[Given request] From the entries below, gather each line containing the word "components".

Entries with page source code
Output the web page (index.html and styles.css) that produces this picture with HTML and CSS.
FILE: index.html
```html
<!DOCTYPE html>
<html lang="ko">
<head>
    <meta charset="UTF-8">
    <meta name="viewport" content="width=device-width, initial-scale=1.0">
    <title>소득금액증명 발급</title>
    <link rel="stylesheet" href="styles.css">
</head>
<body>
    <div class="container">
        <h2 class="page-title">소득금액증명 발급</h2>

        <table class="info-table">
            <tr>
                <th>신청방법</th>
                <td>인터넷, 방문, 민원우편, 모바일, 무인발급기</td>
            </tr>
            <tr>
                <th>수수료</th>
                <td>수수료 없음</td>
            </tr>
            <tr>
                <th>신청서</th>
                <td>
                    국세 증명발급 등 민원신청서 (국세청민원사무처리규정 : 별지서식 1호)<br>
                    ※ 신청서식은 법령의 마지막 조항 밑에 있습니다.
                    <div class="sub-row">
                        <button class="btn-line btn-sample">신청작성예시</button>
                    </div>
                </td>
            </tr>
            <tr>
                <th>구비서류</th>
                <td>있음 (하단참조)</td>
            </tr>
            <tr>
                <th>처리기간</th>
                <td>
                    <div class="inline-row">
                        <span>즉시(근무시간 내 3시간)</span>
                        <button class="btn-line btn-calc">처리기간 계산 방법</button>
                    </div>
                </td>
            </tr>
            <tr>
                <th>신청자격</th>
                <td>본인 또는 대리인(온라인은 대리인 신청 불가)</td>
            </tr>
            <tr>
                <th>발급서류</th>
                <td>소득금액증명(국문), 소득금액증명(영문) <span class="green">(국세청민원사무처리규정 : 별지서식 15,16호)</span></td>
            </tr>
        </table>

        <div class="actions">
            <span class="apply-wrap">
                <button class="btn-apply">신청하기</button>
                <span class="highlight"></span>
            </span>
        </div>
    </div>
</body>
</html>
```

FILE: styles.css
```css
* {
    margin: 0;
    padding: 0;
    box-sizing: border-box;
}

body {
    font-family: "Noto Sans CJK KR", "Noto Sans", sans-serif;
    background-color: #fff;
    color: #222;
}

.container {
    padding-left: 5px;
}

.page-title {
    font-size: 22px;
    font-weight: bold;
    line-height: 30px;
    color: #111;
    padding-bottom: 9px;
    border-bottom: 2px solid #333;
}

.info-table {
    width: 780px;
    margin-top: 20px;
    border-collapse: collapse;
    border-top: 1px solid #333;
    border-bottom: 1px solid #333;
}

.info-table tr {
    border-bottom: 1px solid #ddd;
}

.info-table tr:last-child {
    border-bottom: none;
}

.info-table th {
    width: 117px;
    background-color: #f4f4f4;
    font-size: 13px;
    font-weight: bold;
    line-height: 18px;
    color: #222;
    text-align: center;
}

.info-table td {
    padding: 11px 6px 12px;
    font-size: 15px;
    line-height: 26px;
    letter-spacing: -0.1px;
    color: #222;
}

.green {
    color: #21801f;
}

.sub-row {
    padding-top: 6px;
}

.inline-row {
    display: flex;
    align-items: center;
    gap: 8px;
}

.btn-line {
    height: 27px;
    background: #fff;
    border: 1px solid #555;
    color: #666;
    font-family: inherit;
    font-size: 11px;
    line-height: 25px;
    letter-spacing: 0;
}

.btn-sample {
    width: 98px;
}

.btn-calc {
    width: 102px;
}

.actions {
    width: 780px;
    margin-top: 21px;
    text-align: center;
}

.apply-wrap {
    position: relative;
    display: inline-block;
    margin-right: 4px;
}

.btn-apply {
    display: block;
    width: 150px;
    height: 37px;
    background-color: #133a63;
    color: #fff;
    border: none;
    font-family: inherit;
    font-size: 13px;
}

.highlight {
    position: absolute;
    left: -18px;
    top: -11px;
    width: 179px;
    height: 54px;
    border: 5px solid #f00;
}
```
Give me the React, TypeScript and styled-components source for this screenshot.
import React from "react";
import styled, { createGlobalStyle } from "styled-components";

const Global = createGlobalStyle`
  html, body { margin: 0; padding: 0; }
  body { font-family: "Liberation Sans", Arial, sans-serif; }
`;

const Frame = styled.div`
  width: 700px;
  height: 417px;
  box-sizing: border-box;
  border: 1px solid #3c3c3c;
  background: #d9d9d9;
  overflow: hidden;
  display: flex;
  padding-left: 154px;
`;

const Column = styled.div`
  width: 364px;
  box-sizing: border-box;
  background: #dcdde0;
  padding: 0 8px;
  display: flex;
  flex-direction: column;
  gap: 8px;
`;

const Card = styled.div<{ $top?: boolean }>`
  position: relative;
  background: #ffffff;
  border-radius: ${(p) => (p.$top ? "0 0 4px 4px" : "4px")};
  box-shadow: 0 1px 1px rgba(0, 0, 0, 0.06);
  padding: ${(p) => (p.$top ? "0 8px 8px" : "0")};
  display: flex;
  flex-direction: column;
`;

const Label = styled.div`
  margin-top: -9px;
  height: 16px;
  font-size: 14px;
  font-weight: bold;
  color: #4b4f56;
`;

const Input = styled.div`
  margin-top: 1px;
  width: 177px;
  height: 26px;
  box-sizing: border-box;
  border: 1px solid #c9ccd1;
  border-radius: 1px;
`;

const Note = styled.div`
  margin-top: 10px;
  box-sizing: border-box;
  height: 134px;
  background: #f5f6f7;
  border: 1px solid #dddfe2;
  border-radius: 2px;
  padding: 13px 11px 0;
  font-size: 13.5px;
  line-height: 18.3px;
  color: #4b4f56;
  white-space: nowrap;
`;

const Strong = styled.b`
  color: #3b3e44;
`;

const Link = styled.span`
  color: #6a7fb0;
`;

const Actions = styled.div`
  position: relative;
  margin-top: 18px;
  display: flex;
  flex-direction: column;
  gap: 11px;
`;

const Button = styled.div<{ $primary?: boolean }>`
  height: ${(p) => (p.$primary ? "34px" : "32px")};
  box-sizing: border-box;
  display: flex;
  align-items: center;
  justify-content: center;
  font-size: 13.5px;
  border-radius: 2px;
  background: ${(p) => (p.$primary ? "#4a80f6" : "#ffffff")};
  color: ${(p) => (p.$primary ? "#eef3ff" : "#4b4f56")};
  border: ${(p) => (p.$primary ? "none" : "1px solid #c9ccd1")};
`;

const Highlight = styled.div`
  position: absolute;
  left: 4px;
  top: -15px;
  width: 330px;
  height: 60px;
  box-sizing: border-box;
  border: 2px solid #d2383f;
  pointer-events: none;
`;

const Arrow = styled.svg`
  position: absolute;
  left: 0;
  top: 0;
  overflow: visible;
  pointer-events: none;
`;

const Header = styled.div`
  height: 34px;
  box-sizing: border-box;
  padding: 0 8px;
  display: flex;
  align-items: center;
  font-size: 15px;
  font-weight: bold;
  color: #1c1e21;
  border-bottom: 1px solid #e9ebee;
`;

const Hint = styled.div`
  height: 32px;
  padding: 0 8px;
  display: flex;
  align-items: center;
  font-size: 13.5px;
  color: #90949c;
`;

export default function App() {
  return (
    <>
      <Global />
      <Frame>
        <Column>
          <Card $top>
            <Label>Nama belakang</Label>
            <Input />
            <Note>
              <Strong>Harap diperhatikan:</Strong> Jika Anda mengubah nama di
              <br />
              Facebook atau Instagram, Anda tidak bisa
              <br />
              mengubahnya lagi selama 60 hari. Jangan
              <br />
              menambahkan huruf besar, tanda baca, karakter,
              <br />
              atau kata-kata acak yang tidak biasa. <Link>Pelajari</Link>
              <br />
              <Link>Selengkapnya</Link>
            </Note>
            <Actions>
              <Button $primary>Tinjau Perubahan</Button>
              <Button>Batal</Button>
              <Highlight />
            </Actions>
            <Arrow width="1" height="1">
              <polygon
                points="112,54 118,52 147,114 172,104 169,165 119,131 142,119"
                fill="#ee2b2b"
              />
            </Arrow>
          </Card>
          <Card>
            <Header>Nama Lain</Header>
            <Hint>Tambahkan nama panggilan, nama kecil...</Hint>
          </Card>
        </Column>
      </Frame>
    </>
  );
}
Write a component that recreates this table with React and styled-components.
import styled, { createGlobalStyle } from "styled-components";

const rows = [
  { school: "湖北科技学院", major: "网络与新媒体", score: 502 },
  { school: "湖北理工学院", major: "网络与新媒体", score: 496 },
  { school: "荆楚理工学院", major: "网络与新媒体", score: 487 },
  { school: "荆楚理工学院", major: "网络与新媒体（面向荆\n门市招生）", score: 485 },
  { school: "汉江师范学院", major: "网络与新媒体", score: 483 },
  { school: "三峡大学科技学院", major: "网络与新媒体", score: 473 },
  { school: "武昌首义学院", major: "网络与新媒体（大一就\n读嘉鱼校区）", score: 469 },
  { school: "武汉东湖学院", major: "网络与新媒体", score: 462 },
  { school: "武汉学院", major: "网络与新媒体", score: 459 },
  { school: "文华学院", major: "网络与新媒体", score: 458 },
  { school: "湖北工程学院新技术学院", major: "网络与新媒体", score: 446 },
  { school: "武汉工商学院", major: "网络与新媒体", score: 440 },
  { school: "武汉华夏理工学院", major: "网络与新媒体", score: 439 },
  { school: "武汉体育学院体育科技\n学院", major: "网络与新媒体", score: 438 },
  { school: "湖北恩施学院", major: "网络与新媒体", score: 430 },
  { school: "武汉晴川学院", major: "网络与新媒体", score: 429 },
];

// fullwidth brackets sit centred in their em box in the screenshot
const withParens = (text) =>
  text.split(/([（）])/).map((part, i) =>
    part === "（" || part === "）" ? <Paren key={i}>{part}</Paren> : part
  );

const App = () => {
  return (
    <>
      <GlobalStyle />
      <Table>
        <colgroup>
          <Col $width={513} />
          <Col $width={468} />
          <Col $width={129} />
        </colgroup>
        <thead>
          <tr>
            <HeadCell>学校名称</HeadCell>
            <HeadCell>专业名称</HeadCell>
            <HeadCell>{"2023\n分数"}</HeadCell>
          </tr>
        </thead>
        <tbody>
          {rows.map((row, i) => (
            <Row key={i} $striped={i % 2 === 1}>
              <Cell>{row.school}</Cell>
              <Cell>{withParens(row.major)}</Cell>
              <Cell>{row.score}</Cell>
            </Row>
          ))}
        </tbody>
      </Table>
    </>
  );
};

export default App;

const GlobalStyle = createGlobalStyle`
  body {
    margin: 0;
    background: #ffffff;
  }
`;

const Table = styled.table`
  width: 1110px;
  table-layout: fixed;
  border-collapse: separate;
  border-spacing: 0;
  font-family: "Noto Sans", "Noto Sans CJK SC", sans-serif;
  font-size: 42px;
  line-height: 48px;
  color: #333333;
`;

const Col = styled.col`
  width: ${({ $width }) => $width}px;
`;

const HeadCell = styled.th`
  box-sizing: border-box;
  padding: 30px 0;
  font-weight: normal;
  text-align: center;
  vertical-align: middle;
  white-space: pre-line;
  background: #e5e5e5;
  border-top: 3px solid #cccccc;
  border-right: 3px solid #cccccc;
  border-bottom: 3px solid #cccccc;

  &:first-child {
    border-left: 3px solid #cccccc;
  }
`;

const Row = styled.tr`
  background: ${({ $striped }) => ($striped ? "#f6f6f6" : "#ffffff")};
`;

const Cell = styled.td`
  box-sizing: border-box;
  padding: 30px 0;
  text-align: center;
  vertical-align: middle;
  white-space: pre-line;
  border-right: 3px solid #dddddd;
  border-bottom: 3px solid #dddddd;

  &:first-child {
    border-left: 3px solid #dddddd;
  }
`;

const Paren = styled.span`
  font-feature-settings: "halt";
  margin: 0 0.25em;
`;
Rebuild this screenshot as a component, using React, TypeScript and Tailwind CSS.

[Solution for this problem]
Give me the React, TypeScript and styled-components source for this screenshot.
import styled, { createGlobalStyle } from "styled-components";
Write a component that recreates this table with React and styled-components.
import styled, { createGlobalStyle } from "styled-components";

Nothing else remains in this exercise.